Requirements → Quote the data exactly, first line to the line containing "import React from 'react';", with no pictures.

Data extract →
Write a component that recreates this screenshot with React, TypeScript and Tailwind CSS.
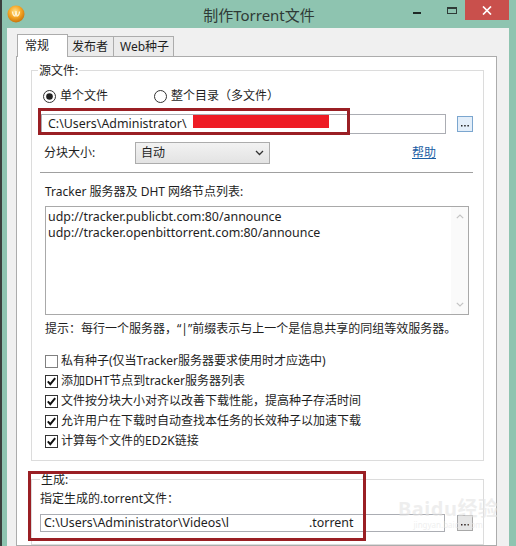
import React from 'react';

const CheckBox: React.FC<{ checked?: boolean; label: string }> = ({ checked, label }) => (
  <div className="flex h-[20px] items-center">
    <svg width="13" height="13" viewBox="0 0 13 13" className="ml-[5px] shrink-0">
      <rect x="0.5" y="0.5" width="12" height="12" fill="#fff" stroke={checked ? '#333' : '#808080'} />
      {checked && <path d="M2.8 6.4 L5.3 9.2 L10.2 3.2" stroke="#111" strokeWidth="2" fill="none" />}
    </svg>
    <span className="ml-[3px]">{label}</span>
  </div>
);

const Radio: React.FC<{ on?: boolean; label: string }> = ({ on, label }) => (
  <div className="flex items-center">
    <svg width="13" height="13" viewBox="0 0 13 13" className="shrink-0">
      <circle cx="6.5" cy="6.5" r="6" fill="#fff" stroke="#333" />
      {on && <circle cx="6.5" cy="6.5" r="3.3" fill="#222" />}
    </svg>
    <span className="ml-[4px]">{label}</span>
  </div>
);

// small browse button, the three dots are drawn
const DotsButton: React.FC<{ active?: boolean }> = ({ active }) => (
  <div
    className={`flex h-[16px] w-[16px] items-end justify-center pb-[4px] ${
      active ? 'border border-[#7ba6cf] bg-[#e3eef9]' : 'border border-[#a8a8a8] bg-[#e6e6e6]'
    }`}
  >
    <svg width="8" height="2" viewBox="0 0 8 2">
      <rect x="0" y="0" width="1.5" height="1.5" fill="#222" />
      <rect x="3.2" y="0" width="1.5" height="1.5" fill="#222" />
      <rect x="6.4" y="0" width="1.5" height="1.5" fill="#222" />
    </svg>
  </div>
);

export default function App() {
  return (
    <div className="relative flex h-[546px] w-[516px] overflow-hidden bg-[#8ec4b0] font-['Noto_Sans','Noto_Sans_CJK_SC',sans-serif] text-[12px] text-[#1e1e1e]">
      <div className="w-[2px] shrink-0 bg-[#3b3f3d]" />

      {/* window */}
      <div className="flex flex-1 flex-col pl-[5px] pr-[7px]">
        {/* title bar */}
        <div className="grid h-[29px] grid-cols-[1fr_auto_1fr] -ml-[5px] -mr-[7px]">
          <div className="flex items-start pl-[5px] pt-[5px]">
            <svg width="18" height="18" viewBox="0 0 18 18">
              <defs>
                <radialGradient id="ball" cx="45%" cy="35%" r="65%">
                  <stop offset="0%" stopColor="#ffe08a" />
                  <stop offset="55%" stopColor="#f5a524" />
                  <stop offset="100%" stopColor="#c8740c" />
                </radialGradient>
              </defs>
              <circle cx="9" cy="9" r="8.5" fill="url(#ball)" />
              <path d="M5.5 6.5 Q6 11 8 11 Q9 8 9 6 Q9 8 10 11 Q12 11 12.5 6.5" stroke="#fff6d8" strokeWidth="1.3" fill="none" />
            </svg>
          </div>
          <div className="pt-[4px] text-[15px] leading-[22px] text-[#2e3a36]">制作Torrent文件</div>
          <div className="flex items-start justify-end pr-[7px]">
            <div className="mr-[8px] mt-[12px] h-[2px] w-[8px] bg-[#1f2a26]" />
            <div className="mr-[8px] ml-[18px] mt-[7px] h-[7px] w-[10px] border border-t-2 border-[#2f3b37]" />
            <div className="flex h-[20px] w-[44px] items-center justify-center bg-[#c9504c]">
              <svg width="10" height="9" viewBox="0 0 10 9">
                <path d="M1 0.5 L9 8.5 M9 0.5 L1 8.5" stroke="#fff" strokeWidth="1.7" />
              </svg>
            </div>
          </div>
        </div>

        {/* client area */}
        <div className="flex flex-1 flex-col bg-[#f0f0f0] pt-[6px]">
          {/* tabs */}
          <div className="relative z-10 ml-[10px] flex items-end">
            <div className="-mb-px h-[23px] w-[51px] border-x border-t border-[#acacac] bg-white pl-[7px] pt-[1px] leading-[20px]">常规</div>
            <div className="h-[20px] w-[46px] border-t border-r border-[#acacac] bg-[#ebebeb] pl-[4px] leading-[19px]">发布者</div>
            <div className="h-[20px] w-[60px] border-t border-r border-[#acacac] bg-[#ebebeb] pl-[6px] leading-[19px]">Web种子</div>
          </div>

          {/* panel */}
          <div className="ml-[9px] mr-[12px] flex-1 border border-[#acacac] bg-white">
            {/* group 1 */}
            <div className="ml-[14px] mr-[12px] mt-[13px] border border-[#dcdcdc] px-[8px] pb-[9px]">
              <div className="-mt-[8px] -ml-[2px] w-fit bg-white px-[1px] leading-[16px]">源文件:</div>

              <div className="mt-[9px] flex h-[16px] items-center pl-[3px]">
                <Radio on label="单个文件" />
                <div className="ml-[46px]">
                  <Radio label="整个目录（多文件）" />
                </div>
              </div>

              <div className="mt-[10px] flex items-center">
                <div className="ml-[1px] h-[20px] w-[405px] border border-[#abadb3] bg-white pl-[6px] text-[12.4px] leading-[18px]">
                  C:\Users\Administrator\
                </div>
                <div className="ml-[11px]">
                  <DotsButton active />
                </div>
              </div>

              <div className="mt-[8px] flex h-[22px] items-center">
                <span className="ml-[4px] w-[91px]">分块大小:</span>
                <div className="flex h-[22px] w-[135px] items-center justify-between border border-[#acacac] bg-gradient-to-b from-[#f2f2f2] to-[#e3e3e3] pl-[5px] pr-[5px]">
                  <span>自动</span>
                  <svg width="9" height="6" viewBox="0 0 9 6">
                    <path d="M1 1 L4.5 4.5 L8 1" stroke="#333" strokeWidth="1.3" fill="none" />
                  </svg>
                </div>
                <span className="ml-[142px] text-[#1a5ea4] underline">帮助</span>
              </div>

              <div className="mt-[8px] mr-[2px] h-px bg-[#a0a0a0]" />

              <div className="mt-[11px] ml-[5px] leading-[16px]">Tracker 服务器及 DHT 网络节点列表:</div>

              <div className="ml-[5px] mt-[6px] flex h-[109px] w-[424px] border border-[#a9a9a9] bg-white">
                <div className="flex-1 pl-[2px] pt-[2px] text-[12.4px] leading-[16px]">
                  <div>udp://tracker.publicbt.com:80/announce</div>
                  <div>udp://tracker.openbittorrent.com:80/announce</div>
                </div>
                <div className="flex w-[17px] flex-col items-center justify-between bg-[#fafafa] py-[7px]">
                  <svg width="8" height="5" viewBox="0 0 8 5">
                    <path d="M0.8 4.2 L4 1 L7.2 4.2" stroke="#c4c4c4" strokeWidth="1.2" fill="none" />
                  </svg>
                  <svg width="8" height="5" viewBox="0 0 8 5">
                    <path d="M0.8 0.8 L4 4 L7.2 0.8" stroke="#c4c4c4" strokeWidth="1.2" fill="none" />
                  </svg>
                </div>
              </div>

              <div className="ml-[5px] mt-[6px] leading-[16px]">
                提示：每行一个服务器，“|”前缀表示与上一个是信息共享的同组等效服务器。
              </div>

              <div className="mt-[14px]">
                <CheckBox label="私有种子(仅当Tracker服务器要求使用时才应选中)" />
                <CheckBox checked label="添加DHT节点到tracker服务器列表" />
                <CheckBox checked label="文件按分块大小对齐以改善下载性能，提高种子存活时间" />
                <CheckBox checked label="允许用户在下载时自动查找本任务的长效种子以加速下载" />
                <CheckBox checked label="计算每个文件的ED2K链接" />
              </div>
            </div>

            {/* group 2 */}
            <div className="ml-[14px] mr-[12px] mt-[18px] border border-[#dcdcdc] px-[8px] pb-[12px]">
              <div className="-mt-[8px] w-fit bg-white px-[1px] leading-[16px]">生成:</div>
              <div className="mt-[3px] leading-[16px]">指定生成的.torrent文件：</div>
              <div className="mt-[7px] flex items-center">
                <div className="flex h-[18px] w-[405px] items-center border border-[#abadb3] bg-white pl-[3px] text-[12.4px] leading-[16px]">
                  <span>C:\Users\Administrator\Videos\l</span>
                  <span className="ml-[80px]">.torrent</span>
                </div>
                <div className="ml-[12px]">
                  <DotsButton />
                </div>
              </div>
            </div>
          </div>
        </div>
      </div>

      {/* annotation overlays */}
      <div className="absolute left-[193px] top-[115px] h-[13px] w-[136px] bg-[#ee1c25]" />
      <div className="absolute left-[38px] top-[108px] h-[27px] w-[312px] border-[3px] border-[#9a1f24]" />
      <div className="absolute left-[28px] top-[471px] h-[70px] w-[338px] border-[3px] border-[#9a1f24]" />

      {/* watermark */}
      <div className="absolute left-[398px] top-[498px] flex flex-col items-center text-[#e4e4e4]/60">
        <span className="text-[20px] font-bold leading-[22px] tracking-wide">Baidu经验</span>
        <span className="text-[8px] leading-[9px]">jingyan.baidu.com</span>
      </div>
    </div>
  );
}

Complete response →
Write a component that recreates this screenshot with React, TypeScript and Tailwind CSS.
import React from 'react';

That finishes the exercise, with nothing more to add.